Si ringraziano Carlo Florio (Università di Milano) e Rinaldo Brau (Università di Cagliari) per i suggerimenti.
[2] Per semplicità espositiva i valori sono arrotondati.
[3] Stiamo qui trascurando il fatto che il beneficio fiscale per il consumatore arriverebbe solo in sede di dichiarazione dei redditi, cioè molto tempo dopo l’avvenuta compravendita. Questo ritardo potrebbe costituire un problema per il consumatore, spingendolo a preferire la compravendita in nero anche in caso di neutralità monetaria.
[4] In questo caso diventa più difficile offrire al consumatore la neutralità monetaria. Per rendere indifferente il consumatore tra l’operazione legale e l’operazione in nero occorrerebbe fissare la deduzione a un livello che gli consenta di avere un beneficio fiscale almeno pari al gettito IVA.

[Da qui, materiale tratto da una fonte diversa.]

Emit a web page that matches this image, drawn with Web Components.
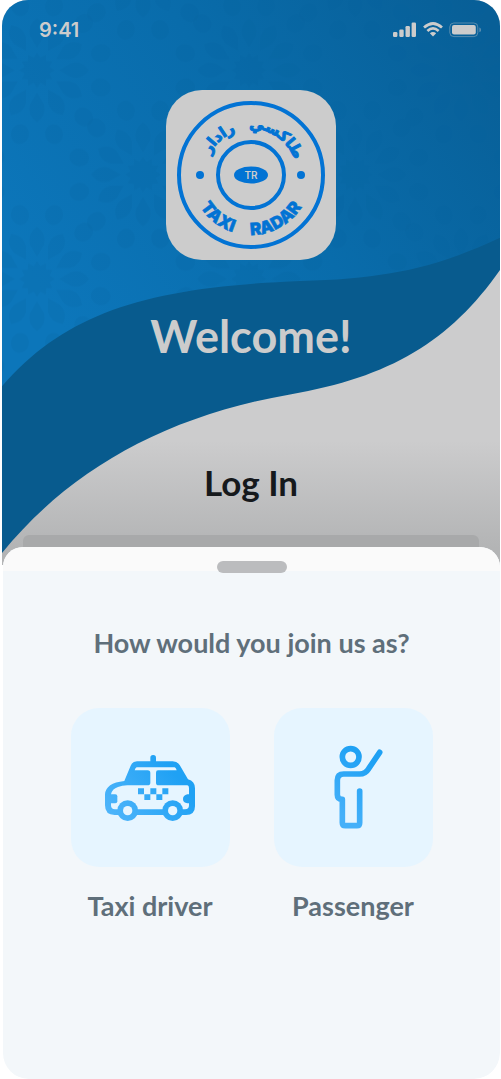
<!DOCTYPE html>
<html lang="en">
<head>
<meta charset="utf-8">
<meta name="viewport" content="width=device-width, initial-scale=1">
<title>Taxi Radar</title>
<style>
    body {
        margin: 0;
        background: #fff;
        font-family: Lato, "Open Sans", sans-serif;
    }
</style>
</head>
<body>
<taxi-app>
    <welcome-hero slot="hero" heading="Welcome!" action="Log In">
        <status-bar slot="status" time="9:41"></status-bar>
        <brand-logo slot="logo"></brand-logo>
    </welcome-hero>
    <bottom-sheet slot="sheet">
        <span slot="title">How would you join us as?</span>
        <role-card icon="taxi">Taxi driver</role-card>
        <role-card icon="passenger">Passenger</role-card>
    </bottom-sheet>
</taxi-app>

<script>
class TaxiApp extends HTMLElement {
    constructor() {
        super();
        this.attachShadow({ mode: 'open' });
        this.shadowRoot.innerHTML = `
            <style>
                :host {
                    display: flex;
                    flex-direction: column;
                    min-height: 100vh;
                    margin: 0 1px 0 2px;
                    border-radius: 26px;
                    overflow: hidden;
                }
                ::slotted([slot="sheet"]) {
                    flex: 1;
                }
            </style>
            <slot name="hero"></slot>
            <slot name="sheet"></slot>
        `;
    }
}

class StatusBar extends HTMLElement {
    constructor() {
        super();
        this.attachShadow({ mode: 'open' });
    }

    connectedCallback() {
        this.shadowRoot.innerHTML = `
            <style>
                :host {
                    display: flex;
                    align-items: center;
                    justify-content: space-between;
                    height: 60px;
                    padding: 0 19px 0 37px;
                    color: #ccc;
                    font: 600 20px/24px Inter, sans-serif;
                }
                .icons {
                    display: flex;
                    align-items: center;
                    gap: 6px;
                }
                svg {
                    display: block;
                    fill: currentColor;
                }
            </style>
            <span>${this.getAttribute('time') || ''}</span>
            <div class="icons">
                <svg width="24" height="16" viewBox="0 0 24 16" aria-hidden="true">
                    <rect x="0" y="10" width="4.4" height="5" rx="1.2"/>
                    <rect x="6.3" y="7.5" width="4.4" height="7.5" rx="1.2"/>
                    <rect x="12.5" y="4" width="4.4" height="11" rx="1.2"/>
                    <rect x="18.6" y="0.5" width="4.4" height="14.5" rx="1.2"/>
                </svg>
                <svg width="20" height="16" viewBox="0 0 20 16" aria-hidden="true">
                    <g fill="none" stroke="currentColor" stroke-width="2.7">
                        <path d="M1 5.6Q10-2.6 19 5.6"/>
                        <path d="M4.4 9Q10 3.9 15.6 9"/>
                    </g>
                    <path d="M6.8 11.3Q10 8.6 13.2 11.3L10 14.6Z"/>
                </svg>
                <svg width="32" height="16" viewBox="0 0 32 16" aria-hidden="true">
                    <rect x="0.8" y="1" width="28" height="13.6" rx="4" fill="none" stroke="currentColor" opacity=".4"/>
                    <rect x="3" y="3" width="23.8" height="9.6" rx="2"/>
                    <path d="M30.3 5.5v4.6q2-.7 2-2.3t-2-2.3Z" opacity=".4"/>
                </svg>
            </div>
        `;
    }
}

class BrandLogo extends HTMLElement {
    constructor() {
        super();
        this.attachShadow({ mode: 'open' });
        this.shadowRoot.innerHTML = `
            <style>
                :host {
                    display: block;
                    width: 170px;
                    height: 170px;
                    border-radius: 36px;
                    background: #ccc;
                }
                svg {
                    display: block;
                    width: 100%;
                    fill: #0273d4;
                }
                .ring {
                    fill: none;
                    stroke: #0273d4;
                    stroke-width: 4;
                }
                .latin {
                    font: 900 17px Inter, sans-serif;
                    stroke: #0273d4;
                    stroke-width: .5;
                }
                .arabic {
                    font: 700 15px "DejaVu Sans", sans-serif;
                    stroke: #0273d4;
                    stroke-width: 1;
                }
                .badge {
                    font: 600 10px Inter, sans-serif;
                    fill: #ccc;
                }
            </style>
            <svg viewBox="0 0 170 170">
                <defs>
                    <path id="lower" d="M25 85A60 60 0 0 0 145 85"/>
                    <path id="upper" d="M39 85A46 46 0 0 1 131 85"/>
                </defs>
                <circle class="ring" cx="85" cy="85" r="72"/>
                <circle class="ring" cx="85" cy="85" r="33"/>
                <circle cx="34" cy="85" r="4"/>
                <circle cx="135" cy="85" r="4"/>
                <ellipse cx="85" cy="85" rx="17" ry="8.5"/>
                <text class="badge" x="85" y="89" text-anchor="middle">TR</text>
                <g class="latin" text-anchor="middle">
                    <text><textPath href="#lower" startOffset="29%">TAXI</textPath></text>
                    <text><textPath href="#lower" startOffset="66%">RADAR</textPath></text>
                </g>
                <g class="arabic" text-anchor="middle">
                    <text><textPath href="#upper" startOffset="27%">رادار</textPath></text>
                    <text><textPath href="#upper" startOffset="69%">طاكسي</textPath></text>
                </g>
            </svg>
        `;
    }
}

class WelcomeHero extends HTMLElement {
    constructor() {
        super();
        this.attachShadow({ mode: 'open' });
    }

    connectedCallback() {
        this.shadowRoot.innerHTML = `
            <style>
                /* Artwork and content share the single grid cell */
                :host {
                    display: grid;
                    overflow: hidden;
                }
                .art, .content {
                    grid-area: 1 / 1;
                    min-width: 0;
                }
                .art {
                    display: block;
                    width: 100%;
                    height: 100%;
                }
                .content {
                    display: flex;
                    flex-direction: column;
                }
                .logo {
                    display: flex;
                    justify-content: center;
                    padding-top: 30px;
                }
                h1, h2 {
                    margin: 0;
                    text-align: center;
                    font-weight: 700;
                }
                h1 {
                    padding-top: 48px;
                    color: #ccc;
                    font-size: 45px;
                    line-height: 56px;
                }
                h2 {
                    padding-top: 98px;
                    color: #16191c;
                    font-size: 35px;
                    line-height: 40px;
                }
                input {
                    height: 28px;
                    margin: 33px 21px 0;
                    border: 0;
                    border-radius: 6px;
                    background: #a8a9aa;
                }
            </style>
            <svg class="art" viewBox="2 0 498 563" preserveAspectRatio="none" aria-hidden="true">
                <defs>
                    <linearGradient id="sky" x1="0" y1=".6" x2="1" y2=".1">
                        <stop offset="0" stop-color="#0c76ba"/>
                        <stop offset=".5" stop-color="#096cab"/>
                        <stop offset="1" stop-color="#085f97"/>
                    </linearGradient>
                    <linearGradient id="ground" x1="0" y1="0" x2="0" y2="1">
                        <stop offset=".78" stop-color="#cccccd"/>
                        <stop offset=".97" stop-color="#b3b4b5"/>
                    </linearGradient>
                    <g id="rosette"></g>
                    <pattern id="tiles" width="212" height="208" patternUnits="userSpaceOnUse" x="-69" y="-34">
                        <use href="#rosette" x="106" y="104"/>
                        <use href="#rosette" x="0" y="0"/>
                        <use href="#rosette" x="212" y="0"/>
                        <use href="#rosette" x="0" y="208"/>
                        <use href="#rosette" x="212" y="208"/>
                    </pattern>
                </defs>
                <rect x="2" width="498" height="563" fill="url(#ground)"/>
                <path fill="#085b8e" d="M2 551C70 468 165 415 290 393C390 376 450 340 500 269V200H2Z"/>
                <path fill="url(#sky)" d="M2 385C67 310 150 286 300 280C390 278 440 265 500 237V0H2Z"/>
                <path fill="url(#tiles)" opacity=".6" d="M2 385C67 310 150 286 300 280C390 278 440 265 500 237V0H2Z"/>
            </svg>
            <div class="content">
                <slot name="status"></slot>
                <div class="logo"><slot name="logo"></slot></div>
                <h1>${this.getAttribute('heading') || ''}</h1>
                <h2>${this.getAttribute('action') || ''}</h2>
                <input type="text" aria-label="${this.getAttribute('action') || ''}">
            </div>
        `;
        this.drawRosette();
    }

    // Twelve-fold girih rosette: spiked centre, a ring of kites, a ring of petals
    drawRosette() {
        const spikes = [];
        for (let i = 0; i < 24; i++) {
            const radius = i % 2 ? 13 : 18;
            const angle = i * Math.PI / 12;
            spikes.push(`${(radius * Math.cos(angle)).toFixed(1)},${(radius * Math.sin(angle)).toFixed(1)}`);
        }
        let markup = `<polygon points="${spikes.join(' ')}"/>`;
        for (let i = 0; i < 12; i++) {
            markup += `<path transform="rotate(${i * 30})" d="M22 0L34-7Q45-10 52 0Q45 10 34 7Z"/>`;
            markup += `<ellipse transform="rotate(${i * 30 + 15})" cx="66" rx="10" ry="9"/>`;
        }
        const rosette = this.shadowRoot.getElementById('rosette');
        rosette.setAttribute('fill', '#05609c');
        rosette.setAttribute('fill-opacity', '.25');
        rosette.innerHTML = markup;
    }
}

class BottomSheet extends HTMLElement {
    constructor() {
        super();
        this.attachShadow({ mode: 'open' });
        this.shadowRoot.innerHTML = `
            <style>
                :host {
                    display: block;
                    margin: -18px 0 0 1px;
                    border-radius: 20px 20px 26px 26px;
                    background: #f3f7fa;
                    overflow: hidden;
                    z-index: 1;
                }
                .grip {
                    display: flex;
                    justify-content: center;
                    padding-top: 14px;
                    height: 10px;
                    background: #fafafa;
                }
                .grip::before {
                    content: "";
                    flex: none;
                    width: 70px;
                    height: 12px;
                    border-radius: 6px;
                    background: #bbbcbe;
                }
                h3 {
                    margin: 0;
                    padding-top: 54px;
                    text-align: center;
                    color: #5f6f7a;
                    font-size: 27px;
                    line-height: 36px;
                    font-weight: 700;
                }
                .roles {
                    display: flex;
                    justify-content: center;
                    gap: 44px;
                    padding: 47px 16px 40px;
                }
            </style>
            <div class="grip"></div>
            <h3><slot name="title"></slot></h3>
            <div class="roles"><slot></slot></div>
        `;
    }
}

const ROLE_ICONS = {
    taxi: `
        <svg width="90" height="70" viewBox="45 36 270 210" aria-hidden="true">
            <defs>
                <linearGradient id="g" gradientUnits="userSpaceOnUse" x1="70" y1="230" x2="250" y2="90">
                    <stop offset="0" stop-color="#4db4fa"/>
                    <stop offset="1" stop-color="#1fa1f4"/>
                </linearGradient>
            </defs>
            <g fill="url(#g)">
                <rect x="181" y="42" width="17" height="30" rx="8"/>
                <path d="M45 160Q47 126 103 120L122 74Q127 61 141 61H248Q262 61 269 72L294 115Q315 121 315 142V196Q315 222 288 222H74Q45 222 45 193Z"/>
            </g>
            <g fill="#e6f5ff">
                <path d="M140 79H254Q258 81 260 88H204Q198 88 198 95V125Q198 133 206 133H292Q297 134 297 141V193Q297 205 285 205H75Q63 205 63 193V160Q66 144 84 138Q96 133 112 133H172Q181 133 181 125V96Q181 88 173 88H134Q136 80 140 79Z"/>
            </g>
            <g fill="url(#g)">
                <path d="M60 160H76Q82 160 82 166V181Q82 187 76 187H60Z"/>
                <path d="M300 160H292Q279 163 279 174T292 187H300Z"/>
                <path d="M144 142h18v18h-18zM181 142h18v18h-18zM217 142h18v18h-18zM163 160h18v17h-18zM199 160h18v17h-18z"/>
                <circle cx="113" cy="209" r="31"/>
                <circle cx="248" cy="209" r="31"/>
            </g>
            <g fill="#e6f5ff">
                <circle cx="113" cy="209" r="14"/>
                <circle cx="248" cy="209" r="14"/>
            </g>
        </svg>`,
    passenger: `
        <svg width="60" height="86" viewBox="39 43 180 258" aria-hidden="true">
            <defs>
                <linearGradient id="g" gradientUnits="userSpaceOnUse" x1="80" y1="240" x2="190" y2="100">
                    <stop offset="0" stop-color="#45b0f9"/>
                    <stop offset="1" stop-color="#1fa1f4"/>
                </linearGradient>
            </defs>
            <g fill="none" stroke="url(#g)" stroke-width="17" stroke-linecap="round" stroke-linejoin="round">
                <circle cx="122" cy="79" r="25"/>
                <path d="M209 65L176 114Q166 130 149 130H101Q82 130 82 149V192Q82 206 97 206V276Q97 285 106 285H141Q149 285 149 276V181"/>
            </g>
        </svg>`
};

class RoleCard extends HTMLElement {
    constructor() {
        super();
        this.attachShadow({ mode: 'open' });
    }

    connectedCallback() {
        this.shadowRoot.innerHTML = `
            <style>
                :host {
                    display: block;
                }
                button {
                    display: flex;
                    flex-direction: column;
                    align-items: center;
                    gap: 21px;
                    padding: 0;
                    border: 0;
                    background: none;
                    color: #5f6f7a;
                    font: inherit;
                    font-size: 27px;
                    line-height: 36px;
                    font-weight: 700;
                    cursor: pointer;
                }
                .tile {
                    display: grid;
                    place-items: center;
                    width: 159px;
                    height: 159px;
                    border-radius: 28px;
                    background: #e6f5ff;
                }
                svg {
                    display: block;
                }
            </style>
            <button type="button">
                <span class="tile">${ROLE_ICONS[this.getAttribute('icon')] || ''}</span>
                <span><slot></slot></span>
            </button>
        `;
    }
}

customElements.define('taxi-app', TaxiApp);
customElements.define('status-bar', StatusBar);
customElements.define('brand-logo', BrandLogo);
customElements.define('welcome-hero', WelcomeHero);
customElements.define('bottom-sheet', BottomSheet);
customElements.define('role-card', RoleCard);
</script>
</body>
</html>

[5] Anche altri elementi minori costituiscono già attualmente un incentivo a pretendere che l’operazione avvenga legalmente. Si pensi al fatto che la documentazione attestante l’avvenuta transazione è spesso condizione necessaria affinché il consumatore possa far valere alcuni suoi diritti (come, ad esempio, il ricorso alla garanzia in caso di mancata conformità di un prodotto con quanto previsto nel contratto di vendita).
[6] In alcuni Paesi, al fine di introdurre il contrasto di interessi tra consumatore e venditore, è stata istituita la cosiddetta lotteria fiscale. L’idea è quella di far diventare ogni ricevuta fiscale una sorta di “biglietto della lotteria” da presentare in sede di dichiarazione dei redditi (il meccanismo viene snellito obbligando il venditore a trasmettere il codice fiscale del compratore all’autorità competente, che in Italia sarebbe l’Agenzia delle Entrate). Con questo meccanismo, i benefici fiscali (deduzioni o detrazioni) non vengono riconosciuti a chiunque richieda la documentazione fiscale delle proprie compravendite, ma solo ad alcuni beneficiari estratti a sorte. È verosimile che questo rimborso probabilistico non riesca a dare incentivi più efficaci di quelli che abbiamo descritto nel testo, ma consentirebbe allo Stato di non dover rinunciare a una parte così importante del proprio gettito nella lotta all’evasione fiscale.
In Italia, un meccanismo di questo tipo (chiamato Lotteria dei corrispettivi) era previsto nella Legge di bilancio 2017, con inizio previsto per il 2018. Il Decreto Legge 23 ottobre 2018, n. 119, art. 18, recante Disposizioni urgenti in materia fiscale e finanziaria, ne ha posticipato l’introduzione al 2020.